Short task:
Wherever the string "components" appears in the listing, copy that line.

Data extracted from a collection
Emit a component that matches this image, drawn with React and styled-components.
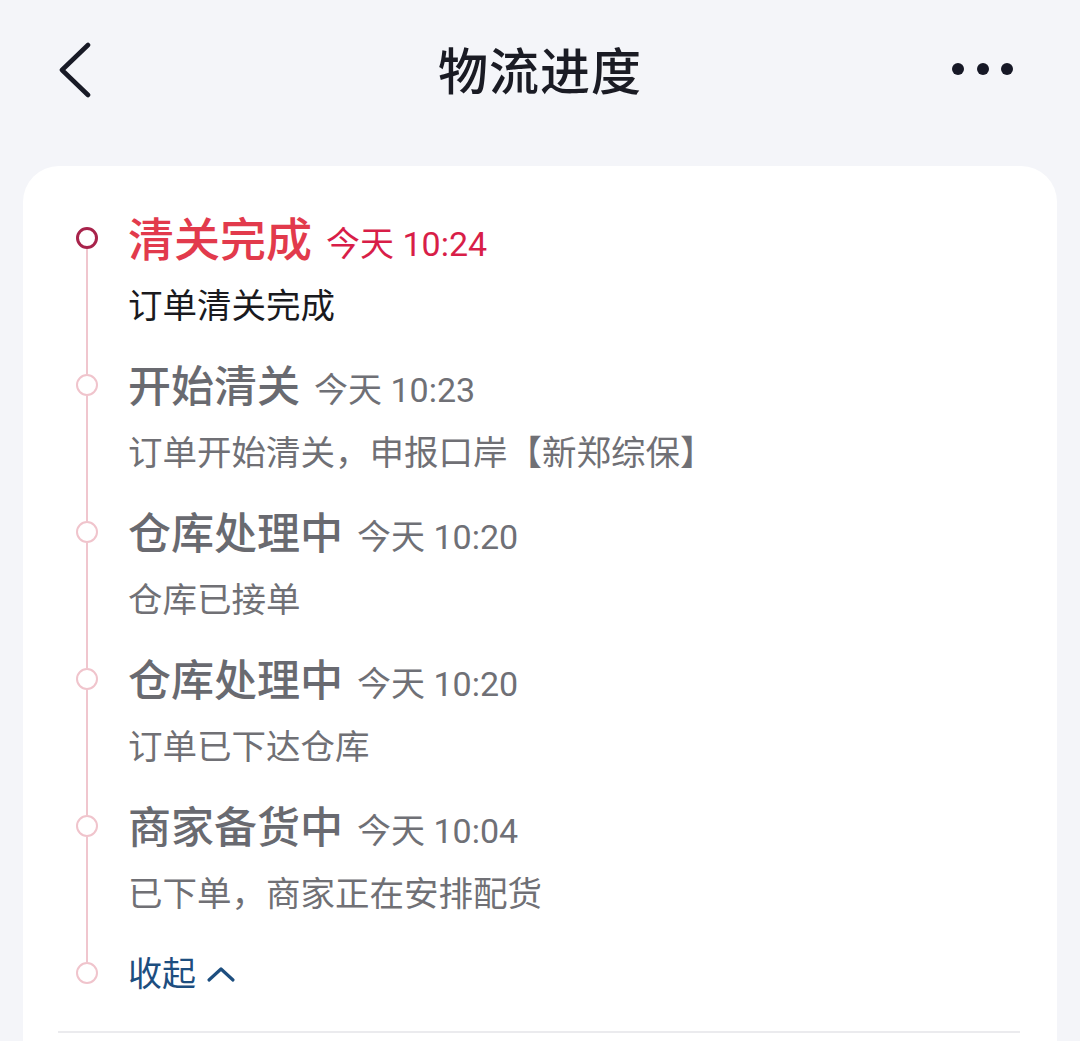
import React from "react";
import styled, { createGlobalStyle } from "styled-components";

const GlobalStyle = createGlobalStyle`
  html, body {
    margin: 0;
    padding: 0;
    background: #f4f5f9;
  }
  body {
    font-family: Roboto, "Noto Sans CJK SC", sans-serif;
  }
`;

const steps = [
  { title: "清关完成", time: "今天 10:24", desc: "订单清关完成", active: true },
  { title: "开始清关", time: "今天 10:23", desc: "订单开始清关，申报口岸【新郑综保】" },
  { title: "仓库处理中", time: "今天 10:20", desc: "仓库已接单" },
  { title: "仓库处理中", time: "今天 10:20", desc: "订单已下达仓库" },
  { title: "商家备货中", time: "今天 10:04", desc: "已下单，商家正在安排配货" },
];

function App() {
  return (
    <Page>
      <GlobalStyle />
      <Header>
        <IconButton aria-label="返回">
          <svg width="50" height="60" viewBox="0 0 50 60">
            <path
              d="M38 7 L12 32 L38 57"
              fill="none"
              stroke="#181a26"
              strokeWidth="4.6"
              strokeLinecap="round"
              strokeLinejoin="round"
            />
          </svg>
        </IconButton>
        <Title>物流进度</Title>
        <MoreButton aria-label="更多">
          <Dot />
          <Dot />
          <Dot />
        </MoreButton>
      </Header>

      <Card>
        {steps.map((s, i) => (
          <Step key={i}>
            <Rail>
              <Segment $hidden={i === 0} />
              <Node $active={s.active} />
              <Segment $grow />
            </Rail>
            <StepBody>
              <StepHead>
                <StepTitle $active={s.active}>{s.title}</StepTitle>
                <StepTime $active={s.active}>{s.time}</StepTime>
              </StepHead>
              <StepDesc $active={s.active}>{s.desc}</StepDesc>
            </StepBody>
          </Step>
        ))}
        <Step $last>
          <Rail>
            <Segment />
            <Node />
          </Rail>
          <Collapse>
            收起
            <svg width="30" height="20" viewBox="0 0 30 20">
              <path
                d="M3 16 L15 5 L27 16"
                fill="none"
                stroke="#1d4e7f"
                strokeWidth="3.2"
                strokeLinecap="round"
                strokeLinejoin="round"
              />
            </svg>
          </Collapse>
        </Step>
        <Divider />
      </Card>
    </Page>
  );
}

export default App;

const Page = styled.div`
  width: 1080px;
  height: 1041px;
  overflow: hidden;
  background: #f4f5f9;
`;

const Header = styled.div`
  height: 140px;
  display: grid;
  grid-template-columns: 1fr auto 1fr;
  align-items: center;
  padding: 0 67px 0 50px;
  box-sizing: border-box;
  margin-top: -2px;
`;

const IconButton = styled.div`
  height: 60px;
  display: flex;
  align-items: center;
`;

const Title = styled.h1`
  margin: 0 0 0 17px;
  font-size: 50px;
  font-weight: 500;
  color: #1a1b24;
  letter-spacing: 1px;
`;

const MoreButton = styled.div`
  justify-self: end;
  width: 61px;
  display: flex;
  justify-content: space-between;
  align-items: center;
  margin-top: 2px;
`;

const Dot = styled.span`
  width: 12px;
  height: 12px;
  border-radius: 50%;
  background: #161826;
`;

const Card = styled.div`
  margin: 28px 23px 0;
  background: #fff;
  border-radius: 36px 36px 0 0;
  padding: 42px 37px 0 53px;
  height: 900px;
`;

const Step = styled.div`
  display: flex;
  height: ${(p) => (p.$last ? "60px" : "147px")};
  margin-bottom: ${(p) => (p.$last ? "28px" : "0")};
`;

const Rail = styled.div`
  width: 22px;
  display: flex;
  flex-direction: column;
  align-items: center;
  margin-right: 30px;
`;

const Segment = styled.div`
  width: 2px;
  background: ${(p) => (p.$hidden ? "transparent" : "#f0c6ce")};
  height: ${(p) => (p.$grow ? "auto" : "19px")};
  flex: ${(p) => (p.$grow ? 1 : "none")};
`;

const Node = styled.div`
  width: 22px;
  height: 22px;
  box-sizing: border-box;
  border-radius: 50%;
  border: ${(p) => (p.$active ? "3px solid #a8234b" : "2px solid #f0c4cc")};
  background: #fff;
`;

const StepBody = styled.div`
  display: flex;
  flex-direction: column;
  padding-top: 2px;
`;

const StepHead = styled.div`
  display: flex;
  align-items: baseline;
  height: 60px;
  line-height: 60px;
`;

const StepTitle = styled.span`
  font-size: ${(p) => (p.$active ? "46px" : "43px")};
  font-weight: 500;
  color: ${(p) => (p.$active ? "#e23a4c" : "#696a70")};
  margin-right: 14px;
`;

const StepTime = styled.span`
  font-size: 34px;
  color: ${(p) => (p.$active ? "#d81e48" : "#6f7076")};
`;

const StepDesc = styled.div`
  margin-top: 6px;
  font-size: 34.5px;
  line-height: 60px;
  color: ${(p) => (p.$active ? "#1a1a1e" : "#707075")};
`;

const Collapse = styled.div`
  display: flex;
  align-items: center;
  gap: 10px;
  font-size: 34px;
  line-height: 60px;
  color: #1d4e7f;
  padding-top: 2px;
`;

const Divider = styled.div`
  height: 2px;
  background: #ebebee;
  margin-left: -18px;
`;
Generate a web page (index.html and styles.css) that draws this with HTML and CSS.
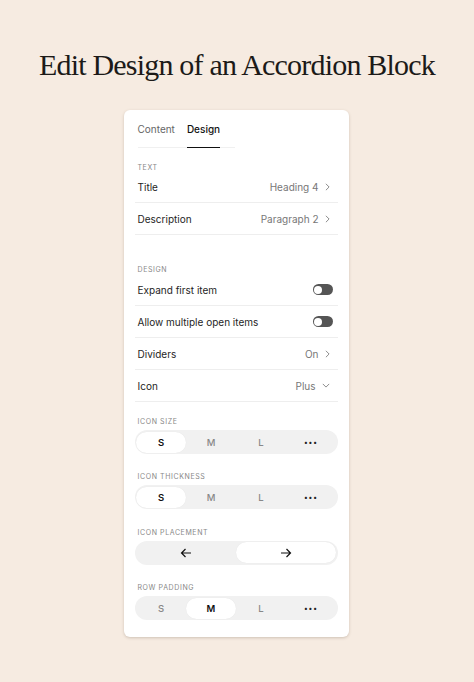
FILE: index.html
```html
<!DOCTYPE html>
<html lang="en">
<head>
<meta charset="utf-8">
<title>Edit Design of an Accordion Block</title>
<link rel="stylesheet" href="styles.css">
</head>
<body>
<main class="page">
  <h1 class="headline">Edit Design of an Accordion Block</h1>
  <section class="card">
    <nav class="tabs">
      <span class="tab">Content</span>
      <span class="tab tab-active">Design</span>
    </nav>

    <div class="group group-text">
      <div class="label">TEXT</div>
      <div class="row"><span class="row-name">Title</span><span class="row-value">Heading 4<svg class="chev" viewBox="0 0 6 10"><path d="M1 1l4 4-4 4"/></svg></span></div>
      <div class="row"><span class="row-name">Description</span><span class="row-value">Paragraph 2<svg class="chev" viewBox="0 0 6 10"><path d="M1 1l4 4-4 4"/></svg></span></div>
    </div>

    <div class="group group-design">
      <div class="label">DESIGN</div>
      <div class="row"><span class="row-name">Expand first item</span><span class="toggle"><span class="knob"></span></span></div>
      <div class="row"><span class="row-name">Allow multiple open items</span><span class="toggle"><span class="knob"></span></span></div>
      <div class="row"><span class="row-name">Dividers</span><span class="row-value">On<svg class="chev" viewBox="0 0 6 10"><path d="M1 1l4 4-4 4"/></svg></span></div>
      <div class="row"><span class="row-name">Icon</span><span class="row-value">Plus<svg class="chev-down" viewBox="0 0 10 6"><path d="M1 1l4 4 4-4"/></svg></span></div>
    </div>

    <div class="control-group first">
      <div class="label">ICON SIZE</div>
      <div class="seg">
        <span class="seg-item active">S</span><span class="seg-item">M</span><span class="seg-item">L</span><span class="seg-item dots">•••</span>
      </div>
    </div>

    <div class="control-group">
      <div class="label">ICON THICKNESS</div>
      <div class="seg">
        <span class="seg-item active">S</span><span class="seg-item">M</span><span class="seg-item">L</span><span class="seg-item dots">•••</span>
      </div>
    </div>

    <div class="control-group">
      <div class="label">ICON PLACEMENT</div>
      <div class="seg">
        <span class="seg-item"><svg class="arrow" viewBox="0 0 12 10"><path d="M11 5H1.5M5.5 1L1.5 5l4 4"/></svg></span>
        <span class="seg-item active"><svg class="arrow" viewBox="0 0 12 10"><path d="M1 5h9.5M6.5 1l4 4-4 4"/></svg></span>
      </div>
    </div>

    <div class="control-group">
      <div class="label">ROW PADDING</div>
      <div class="seg">
        <span class="seg-item">S</span><span class="seg-item active">M</span><span class="seg-item">L</span><span class="seg-item dots">•••</span>
      </div>
    </div>
  </section>
</main>
</body>
</html>
```

FILE: styles.css
```css
* { box-sizing: border-box; }
html, body { margin: 0; padding: 0; }
body {
  background: #f6ebe1;
  width: 474px;
  height: 682px;
  overflow: hidden;
  font-family: Inter, "Noto Sans", sans-serif;
  color: #222;
}
.page {
  display: flex;
  flex-direction: column;
  align-items: center;
}
.headline {
  margin: 45px 0 0;
  height: 40px;
  font-family: "Liberation Serif", "DejaVu Serif", serif;
  font-weight: normal;
  font-size: 30px;
  line-height: 40px;
  letter-spacing: -0.8px;
  color: #1c1a18;
}
.card {
  margin-top: 25px;
  margin-left: -2px;
  width: 225px;
  height: 527px;
  background: #fff;
  border-radius: 6px;
  box-shadow: 0 1px 3px rgba(90, 70, 50, 0.25);
  padding: 0 11px;
}
.tabs {
  display: flex;
  gap: 12px;
  width: 97px;
  margin-left: 3px;
  height: 38px;
  border-bottom: 1px solid #f0f0f0;
}
.tab {
  font-size: 10px;
  line-height: 38px;
  color: #666;
  position: relative;
}
.tab-active {
  color: #111;
  font-weight: 500;
}
.tab-active::after {
  content: "";
  position: absolute;
  left: 0;
  right: 0;
  bottom: -1px;
  height: 1.5px;
  background: #111;
}
.label {
  font-size: 7px;
  line-height: 10px;
  letter-spacing: 0.6px;
  color: #888;
  padding-left: 3px;
}
.group-text { margin-top: 15px; }
.group-text .label { margin-bottom: -2px; }
.group-design { margin-top: 30px; }
.group-design .label { margin-bottom: -1px; }
.row {
  display: flex;
  justify-content: space-between;
  align-items: center;
  height: 32px;
  padding: 0 8px 0 3px;
  border-bottom: 1px solid #eeeeee;
  font-size: 10px;
}
.row-name { color: #1e1e1e; }
.row-value {
  display: flex;
  align-items: center;
  gap: 6px;
  color: #777;
}
.chev {
  width: 5px;
  height: 8px;
  fill: none;
  stroke: #888;
  stroke-width: 1.2;
}
.chev-down {
  width: 8px;
  height: 5px;
  fill: none;
  stroke: #888;
  stroke-width: 1.2;
}
.row .toggle { margin-right: -3px; }
.toggle {
  width: 20px;
  height: 11px;
  border-radius: 6px;
  background: #555;
  display: flex;
  align-items: center;
  padding: 0 1.5px;
}
.knob {
  width: 8px;
  height: 8px;
  border-radius: 50%;
  background: #fff;
}
.control-group { margin-top: 18.4px; }
.control-group.first { margin-top: 15px; }
.control-group .label { margin-bottom: 3px; }
.seg {
  display: flex;
  height: 24px;
  border-radius: 12px;
  background: #f1f1f1;
  padding: 1.5px;
}
.seg-item {
  flex: 1;
  display: flex;
  align-items: center;
  justify-content: center;
  border-radius: 11px;
  font-size: 9.5px;
  font-weight: 500;
  color: #888;
}
.seg-item.active {
  background: #fff;
  color: #111;
  font-weight: 600;
  box-shadow: 0 0 1px rgba(0, 0, 0, 0.08);
}
.dots {
  font-size: 7px;
  letter-spacing: 1px;
  color: #222;
}
.arrow {
  width: 12px;
  height: 10px;
  fill: none;
  stroke: #111;
  stroke-width: 1.2;
}
```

Worked answer:
Emit a component that matches this image, drawn with React and styled-components.
import styled, { createGlobalStyle } from "styled-components";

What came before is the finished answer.